▸ Direction
Find how many lines in the material hold the word "React", then state that number and nothing more.

▸ Recorded data

[Begin]

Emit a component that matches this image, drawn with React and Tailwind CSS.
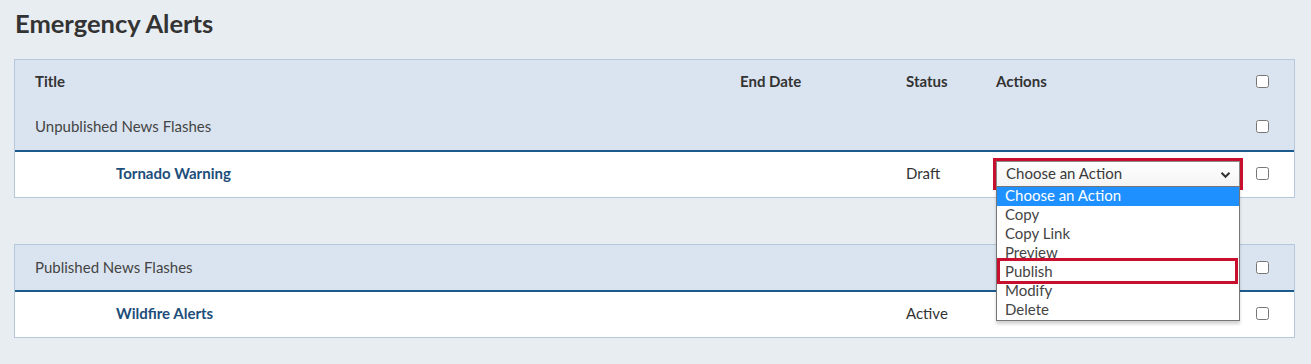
import React from 'react';

const font = { fontFamily: 'Lato, "Noto Sans", sans-serif' };

function Check() {
  return (
    <input
      type="checkbox"
      className="w-[13px] h-[13px] m-0 accent-[#1e90ff]"
    />
  );
}

function Row({ className = '', title, endDate, status, action, indent = false }) {
  return (
    <div className={`flex items-center pl-5 ${className}`}>
      <div className={`w-[705px] shrink-0 ${indent ? 'pl-[81px]' : ''}`}>{title}</div>
      <div className="w-[166px] shrink-0">{endDate}</div>
      <div className="w-[90px] shrink-0">{status}</div>
      <div className="w-[260px] shrink-0">{action}</div>
      <div className="flex items-center">
        <Check />
      </div>
    </div>
  );
}

const options = ['Copy', 'Copy Link', 'Preview', 'Publish', 'Modify', 'Delete'];

function ActionSelect() {
  return (
    <div className="relative w-[244px] mt-[2px]">
      <div className="flex items-center justify-between h-[26px] pl-[9px] pr-[8px] pb-[1px] bg-gradient-to-b from-white to-[#f4f4f4] border border-[#8a8a8a] outline-[3px] outline-solid outline-[#c8102e] text-[15px] text-[#3a3a3a]">
        <span>Choose an Action</span>
        <svg width="11" height="8" viewBox="0 0 11 8" className="mt-[2px]">
          <path d="M1.5 1.8 L5.5 5.8 L9.5 1.8" fill="none" stroke="#333" strokeWidth="2" />
        </svg>
      </div>
      <div className="absolute left-0 top-[25px] z-10 w-[244px] bg-white border border-[#767676] shadow-[0_3px_3px_rgba(0,0,0,0.18)] text-[15px] leading-[16px] text-[#444]">
        <div className="h-[19px] pl-[8px] bg-[#1e90ff] text-white">Choose an Action</div>
        {options.map((o) => (
          <div key={o} className="relative h-[19px] pl-[8px]">
            {o}
            {o === 'Publish' && (
              <div className="absolute -top-[5px] -bottom-[2px] left-0 right-[1px] border-[3px] border-[#c8102e]" />
            )}
          </div>
        ))}
      </div>
    </div>
  );
}

export default function App() {
  return (
    <div className="min-h-[364px] bg-[#e8edf2] pt-[7px] pb-[26px] text-[15px] text-[#333]" style={font}>
      <h1 className="pl-[15px] text-[25.5px] leading-[32px] font-bold text-[#333] mb-[20px]">
        Emergency Alerts
      </h1>

      <div className="ml-[14px] mr-[16px] border border-[#b5c7db] bg-white">
        <div className="bg-[#dae4f0]">
          <Row
            className="h-[44px] font-bold pb-[1px]"
            title="Title"
            endDate="End Date"
            status="Status"
            action="Actions"
          />
          <Row className="h-[46px] text-[#444] pb-[1px]" title="Unpublished News Flashes" />
        </div>
        <div className="h-[2px] bg-[#1b5a8c]" />
        <Row
          className="h-[45px] pb-[3px]"
          indent
          title={<span className="font-bold text-[#1d4e7a]">Tornado Warning</span>}
          status="Draft"
          action={<ActionSelect />}
        />
      </div>

      <div className="ml-[14px] mr-[16px] mt-[46px] border border-[#b5c7db] bg-white">
        <div className="bg-[#dae4f0]">
          <Row className="h-[45px] text-[#444] pb-[1px]" title="Published News Flashes" />
        </div>
        <div className="h-[2px] bg-[#1b5a8c]" />
        <Row
          className="h-[45px] pb-[3px]"
          indent
          title={<span className="font-bold text-[#1d4e7a]">Wildfire Alerts</span>}
          status="Active"
        />
      </div>
    </div>
  );
}
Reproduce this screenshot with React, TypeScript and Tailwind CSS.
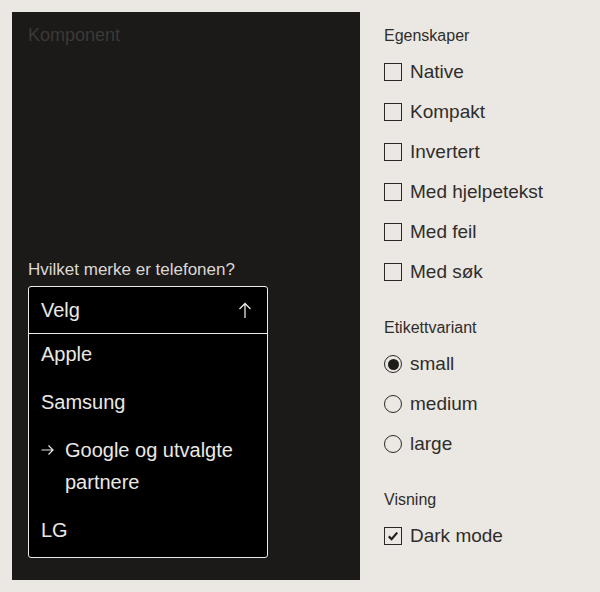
import React from "react";

const font = { fontFamily: '"Liberation Sans", Arial, sans-serif' };

const Checkbox = ({ label, checked = false }: { label: string; checked?: boolean }) => {
  return (
    <div className="flex h-10 items-center gap-2">
      <div className="flex h-[18px] w-[18px] items-center justify-center border-[1.5px] border-[#2a2826]">
        {checked && (
          <svg width="12" height="12" viewBox="0 0 12 12" fill="none">
            <path d="M1.8 6.4 L4.6 9.2 L10.2 2.6" stroke="#1f1d1b" strokeWidth="2.2" />
          </svg>
        )}
      </div>
      <span className="text-[19px] text-[#2f2d2b]">{label}</span>
    </div>
  );
};

const Radio = ({ label, checked = false }: { label: string; checked?: boolean }) => {
  return (
    <div className="flex h-10 items-center gap-2">
      <div className="flex h-[18px] w-[18px] items-center justify-center rounded-full border-[1.5px] border-[#2a2826]">
        {checked && <div className="h-[11px] w-[11px] rounded-full bg-[#1f1d1b]" />}
      </div>
      <span className="text-[19px] text-[#2f2d2b]">{label}</span>
    </div>
  );
};

const Section = ({ title, children }: { title: string; children: React.ReactNode }) => {
  return (
    <div className="flex flex-col gap-1">
      <div className="h-6 text-[16px] leading-6 text-[#2f2d2b]">{title}</div>
      <div className="flex flex-col">{children}</div>
    </div>
  );
};

export default function App() {
  return (
    <div className="flex h-[592px] w-[600px] gap-6 bg-[#ebe7e2] p-3" style={font}>
      <div className="flex w-[348px] flex-col bg-[#1b1a19] px-4 pt-[11px]">
        <div className="text-[18px] leading-6 text-[#3b3936]">Komponent</div>
        <div className="mt-[211px] text-[17px] leading-6 text-[#dcd8d3]">
          Hvilket merke er telefonen?
        </div>
        <div className="mt-1 w-[240px] rounded-[3px] border border-[#ecebe9] bg-black text-[20px] text-[#ebe8e4]">
          <div className="flex h-[47px] items-center justify-between border-b border-[#ecebe9] pl-3 pr-[15px]">
            <span>Velg</span>
            <svg width="14" height="17" viewBox="0 0 14 17" fill="none">
              <path d="M7 1.5 V16 M1.5 7 L7 1.5 L12.5 7" stroke="#ebe8e4" strokeWidth="1.3" />
            </svg>
          </div>
          <div className="flex flex-col">
            <div className="px-3 pt-1 pb-3 leading-8">Apple</div>
            <div className="px-3 pt-1 pb-3 leading-8">Samsung</div>
            <div className="flex gap-[11px] px-3 pt-1 pb-3 leading-8">
              <svg className="mt-[10px] shrink-0" width="13" height="12" viewBox="0 0 13 12" fill="none">
                <path d="M0.5 6 H12 M7.5 1.5 L12 6 L7.5 10.5" stroke="#ebe8e4" strokeWidth="1.2" />
              </svg>
              <span>Google og utvalgte partnere</span>
            </div>
            <div className="px-3 pt-1 pb-[11px] leading-8">LG</div>
          </div>
        </div>
      </div>
      <div className="flex flex-col gap-6 pt-3">
        <Section title="Egenskaper">
          <Checkbox label="Native" />
          <Checkbox label="Kompakt" />
          <Checkbox label="Invertert" />
          <Checkbox label="Med hjelpetekst" />
          <Checkbox label="Med feil" />
          <Checkbox label="Med søk" />
        </Section>
        <Section title="Etikettvariant">
          <Radio label="small" checked />
          <Radio label="medium" />
          <Radio label="large" />
        </Section>
        <Section title="Visning">
          <Checkbox label="Dark mode" checked />
        </Section>
      </div>
    </div>
  );
}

[End]

▸ Final result
5